# [DATASET EXCERPTS]
________

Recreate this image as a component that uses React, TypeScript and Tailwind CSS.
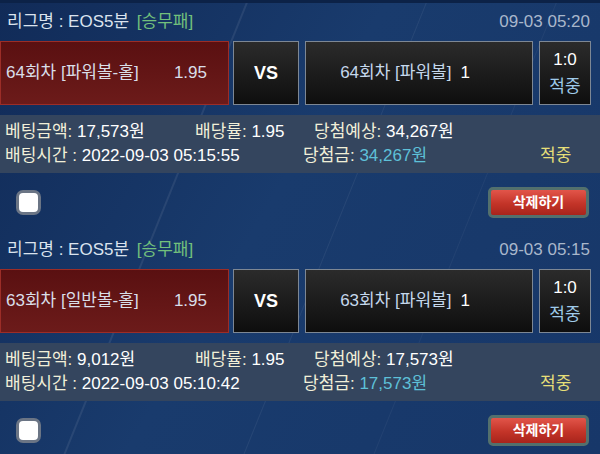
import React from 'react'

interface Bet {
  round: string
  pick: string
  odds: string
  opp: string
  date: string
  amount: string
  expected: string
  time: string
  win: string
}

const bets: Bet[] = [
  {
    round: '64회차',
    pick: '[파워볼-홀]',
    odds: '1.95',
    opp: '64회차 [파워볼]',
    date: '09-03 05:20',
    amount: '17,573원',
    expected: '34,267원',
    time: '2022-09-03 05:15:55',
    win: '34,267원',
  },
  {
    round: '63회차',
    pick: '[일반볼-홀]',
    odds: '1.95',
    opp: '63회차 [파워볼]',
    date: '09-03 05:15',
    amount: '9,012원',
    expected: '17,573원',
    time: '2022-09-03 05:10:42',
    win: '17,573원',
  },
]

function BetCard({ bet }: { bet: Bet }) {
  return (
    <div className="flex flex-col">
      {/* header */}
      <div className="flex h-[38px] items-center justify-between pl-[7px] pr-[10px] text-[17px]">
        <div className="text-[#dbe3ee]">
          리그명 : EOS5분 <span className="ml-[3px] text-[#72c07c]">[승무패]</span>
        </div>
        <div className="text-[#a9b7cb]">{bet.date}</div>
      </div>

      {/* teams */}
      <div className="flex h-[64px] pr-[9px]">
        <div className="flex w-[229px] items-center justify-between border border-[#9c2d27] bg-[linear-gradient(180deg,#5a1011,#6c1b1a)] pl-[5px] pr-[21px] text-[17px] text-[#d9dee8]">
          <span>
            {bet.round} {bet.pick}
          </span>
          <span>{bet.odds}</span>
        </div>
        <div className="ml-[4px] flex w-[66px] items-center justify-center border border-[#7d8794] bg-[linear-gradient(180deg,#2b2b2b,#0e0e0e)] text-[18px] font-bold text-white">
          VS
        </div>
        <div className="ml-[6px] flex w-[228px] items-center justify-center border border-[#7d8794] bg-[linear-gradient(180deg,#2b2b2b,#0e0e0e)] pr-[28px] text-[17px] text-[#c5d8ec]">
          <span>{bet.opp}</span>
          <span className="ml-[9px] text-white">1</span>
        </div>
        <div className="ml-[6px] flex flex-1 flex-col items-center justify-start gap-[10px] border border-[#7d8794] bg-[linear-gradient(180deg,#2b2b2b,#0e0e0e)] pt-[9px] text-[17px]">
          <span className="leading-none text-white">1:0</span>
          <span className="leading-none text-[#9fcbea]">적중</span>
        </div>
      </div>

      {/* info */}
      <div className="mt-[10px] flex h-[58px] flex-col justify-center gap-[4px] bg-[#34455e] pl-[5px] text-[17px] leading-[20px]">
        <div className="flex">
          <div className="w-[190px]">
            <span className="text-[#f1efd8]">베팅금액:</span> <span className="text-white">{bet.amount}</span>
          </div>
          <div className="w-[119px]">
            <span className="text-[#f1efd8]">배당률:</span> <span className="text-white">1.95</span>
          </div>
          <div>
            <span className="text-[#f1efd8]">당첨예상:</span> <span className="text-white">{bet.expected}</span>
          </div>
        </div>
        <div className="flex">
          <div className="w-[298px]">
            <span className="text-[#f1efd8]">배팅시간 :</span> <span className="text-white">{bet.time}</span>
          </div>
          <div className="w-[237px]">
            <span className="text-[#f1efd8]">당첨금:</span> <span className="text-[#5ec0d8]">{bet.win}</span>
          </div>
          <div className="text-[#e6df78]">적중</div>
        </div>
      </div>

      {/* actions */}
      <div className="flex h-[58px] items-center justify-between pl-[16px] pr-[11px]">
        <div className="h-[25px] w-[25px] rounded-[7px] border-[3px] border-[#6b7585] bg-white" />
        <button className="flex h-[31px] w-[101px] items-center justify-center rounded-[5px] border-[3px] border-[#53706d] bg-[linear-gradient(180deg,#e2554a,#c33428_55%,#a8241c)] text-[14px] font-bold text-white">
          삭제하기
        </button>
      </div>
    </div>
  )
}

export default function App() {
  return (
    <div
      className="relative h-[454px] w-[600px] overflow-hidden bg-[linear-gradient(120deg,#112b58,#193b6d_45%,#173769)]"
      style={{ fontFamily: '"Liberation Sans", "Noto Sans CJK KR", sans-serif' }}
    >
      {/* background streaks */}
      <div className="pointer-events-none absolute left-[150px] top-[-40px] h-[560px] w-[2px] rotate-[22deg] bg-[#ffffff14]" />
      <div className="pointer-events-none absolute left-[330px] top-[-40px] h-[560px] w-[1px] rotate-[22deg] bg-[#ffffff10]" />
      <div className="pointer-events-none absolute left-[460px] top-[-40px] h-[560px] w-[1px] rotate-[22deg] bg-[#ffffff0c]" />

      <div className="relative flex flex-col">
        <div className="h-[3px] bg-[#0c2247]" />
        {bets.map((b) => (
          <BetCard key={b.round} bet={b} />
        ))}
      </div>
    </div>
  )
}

________

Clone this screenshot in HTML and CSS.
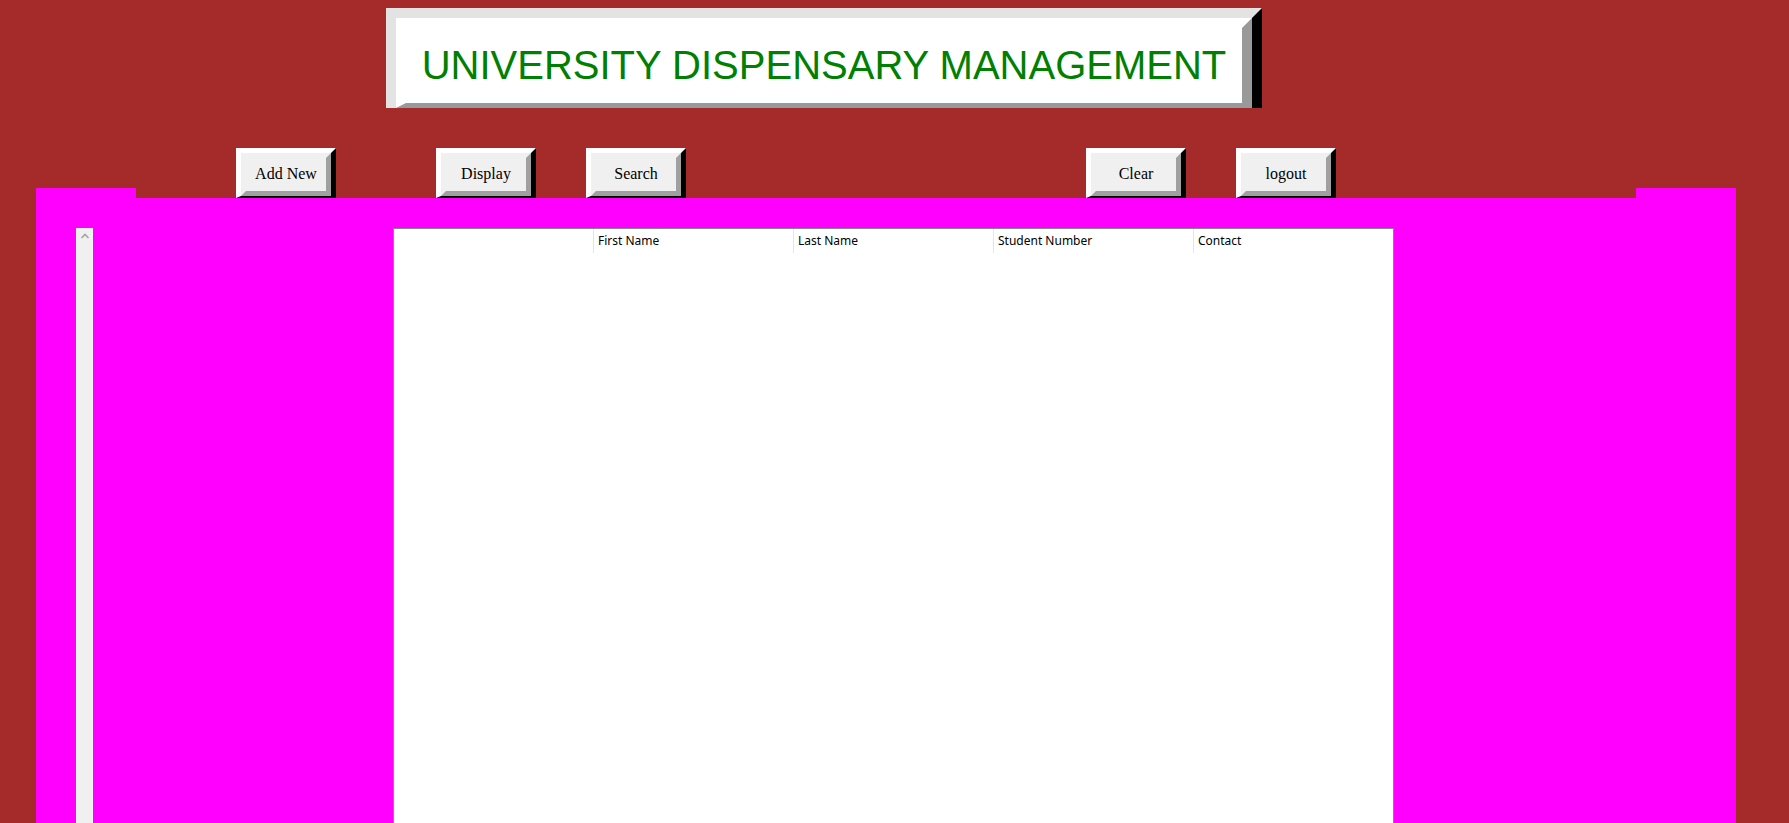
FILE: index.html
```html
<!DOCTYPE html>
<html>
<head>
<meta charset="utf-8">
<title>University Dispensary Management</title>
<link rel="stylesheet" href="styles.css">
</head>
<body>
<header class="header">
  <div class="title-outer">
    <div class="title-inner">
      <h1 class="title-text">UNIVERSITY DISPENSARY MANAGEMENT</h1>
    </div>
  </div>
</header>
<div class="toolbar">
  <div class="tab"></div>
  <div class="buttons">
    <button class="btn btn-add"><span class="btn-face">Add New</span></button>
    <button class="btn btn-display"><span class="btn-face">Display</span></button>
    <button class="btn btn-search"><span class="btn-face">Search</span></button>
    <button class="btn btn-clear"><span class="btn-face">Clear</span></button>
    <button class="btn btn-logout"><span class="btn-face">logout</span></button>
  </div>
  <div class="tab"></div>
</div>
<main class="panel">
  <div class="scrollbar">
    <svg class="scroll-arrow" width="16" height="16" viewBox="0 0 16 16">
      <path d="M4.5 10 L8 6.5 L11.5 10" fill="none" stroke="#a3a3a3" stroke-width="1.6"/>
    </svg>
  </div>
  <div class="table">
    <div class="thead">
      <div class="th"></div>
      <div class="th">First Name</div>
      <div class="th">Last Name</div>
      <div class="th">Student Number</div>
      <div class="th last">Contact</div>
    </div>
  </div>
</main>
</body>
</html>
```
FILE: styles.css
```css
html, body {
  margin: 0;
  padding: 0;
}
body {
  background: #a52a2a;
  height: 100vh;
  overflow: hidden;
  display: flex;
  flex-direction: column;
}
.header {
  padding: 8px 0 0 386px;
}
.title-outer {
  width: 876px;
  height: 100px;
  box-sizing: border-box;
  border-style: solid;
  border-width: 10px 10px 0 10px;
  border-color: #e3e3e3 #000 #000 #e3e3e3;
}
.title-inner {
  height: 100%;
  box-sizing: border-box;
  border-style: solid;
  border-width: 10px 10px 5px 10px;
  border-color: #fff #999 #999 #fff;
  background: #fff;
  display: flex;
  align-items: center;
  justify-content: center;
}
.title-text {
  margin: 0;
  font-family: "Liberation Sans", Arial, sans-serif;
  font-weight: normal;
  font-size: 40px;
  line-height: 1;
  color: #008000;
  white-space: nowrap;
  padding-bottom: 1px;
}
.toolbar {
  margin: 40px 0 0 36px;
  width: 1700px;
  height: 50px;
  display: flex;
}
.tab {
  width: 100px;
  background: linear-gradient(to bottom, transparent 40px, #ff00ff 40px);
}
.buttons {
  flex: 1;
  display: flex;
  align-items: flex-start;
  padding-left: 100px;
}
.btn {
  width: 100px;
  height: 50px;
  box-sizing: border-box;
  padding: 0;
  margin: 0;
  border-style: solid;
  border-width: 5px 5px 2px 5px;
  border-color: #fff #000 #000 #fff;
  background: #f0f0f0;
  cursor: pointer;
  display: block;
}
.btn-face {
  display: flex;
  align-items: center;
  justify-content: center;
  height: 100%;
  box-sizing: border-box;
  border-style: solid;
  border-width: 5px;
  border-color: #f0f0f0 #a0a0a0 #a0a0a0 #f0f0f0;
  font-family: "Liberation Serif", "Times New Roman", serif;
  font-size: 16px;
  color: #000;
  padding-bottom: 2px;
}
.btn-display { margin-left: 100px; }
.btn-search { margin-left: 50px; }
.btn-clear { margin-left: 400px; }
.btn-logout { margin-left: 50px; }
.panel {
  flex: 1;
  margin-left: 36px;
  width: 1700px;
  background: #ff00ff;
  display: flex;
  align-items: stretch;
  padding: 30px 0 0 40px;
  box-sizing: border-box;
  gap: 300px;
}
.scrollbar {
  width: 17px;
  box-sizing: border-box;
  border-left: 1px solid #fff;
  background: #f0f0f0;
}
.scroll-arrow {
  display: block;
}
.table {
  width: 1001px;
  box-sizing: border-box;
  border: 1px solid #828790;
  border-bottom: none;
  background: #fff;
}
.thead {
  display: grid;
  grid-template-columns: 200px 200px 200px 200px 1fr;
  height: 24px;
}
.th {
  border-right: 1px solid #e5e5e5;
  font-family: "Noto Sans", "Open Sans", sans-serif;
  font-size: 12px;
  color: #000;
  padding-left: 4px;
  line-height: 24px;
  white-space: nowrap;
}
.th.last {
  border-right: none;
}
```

________

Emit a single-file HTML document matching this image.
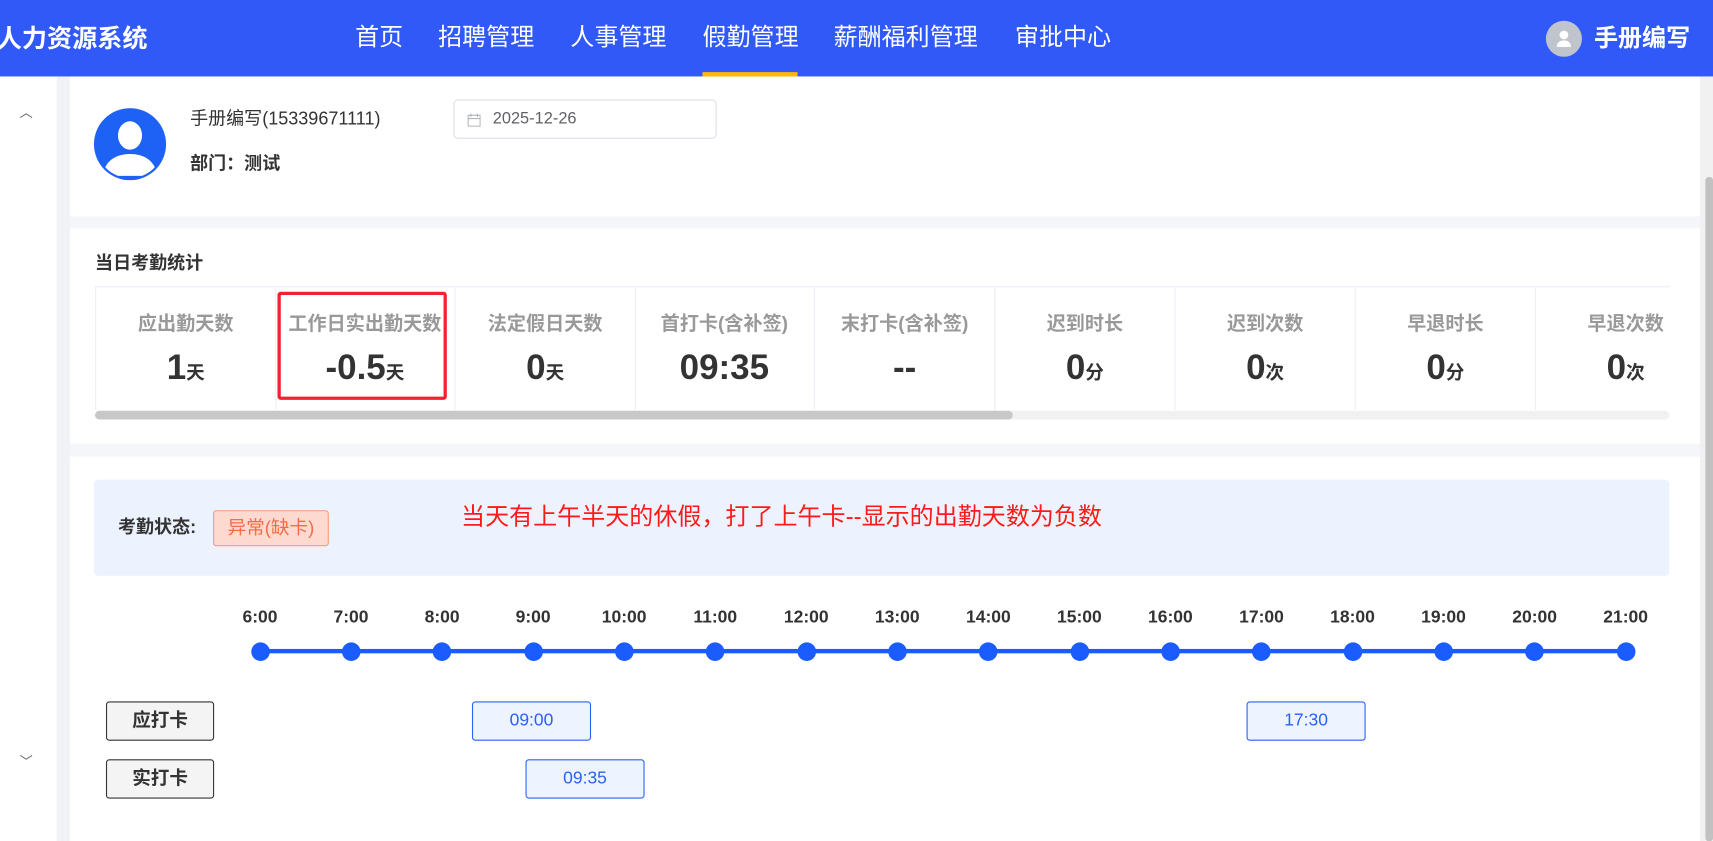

________

Which lines of the data above contain "image"? Copy each one.

# [SOLVED EXERCISE]
Recreate this image as a component that uses React, TypeScript and Tailwind CSS.
Emit a single-file HTML document matching this image.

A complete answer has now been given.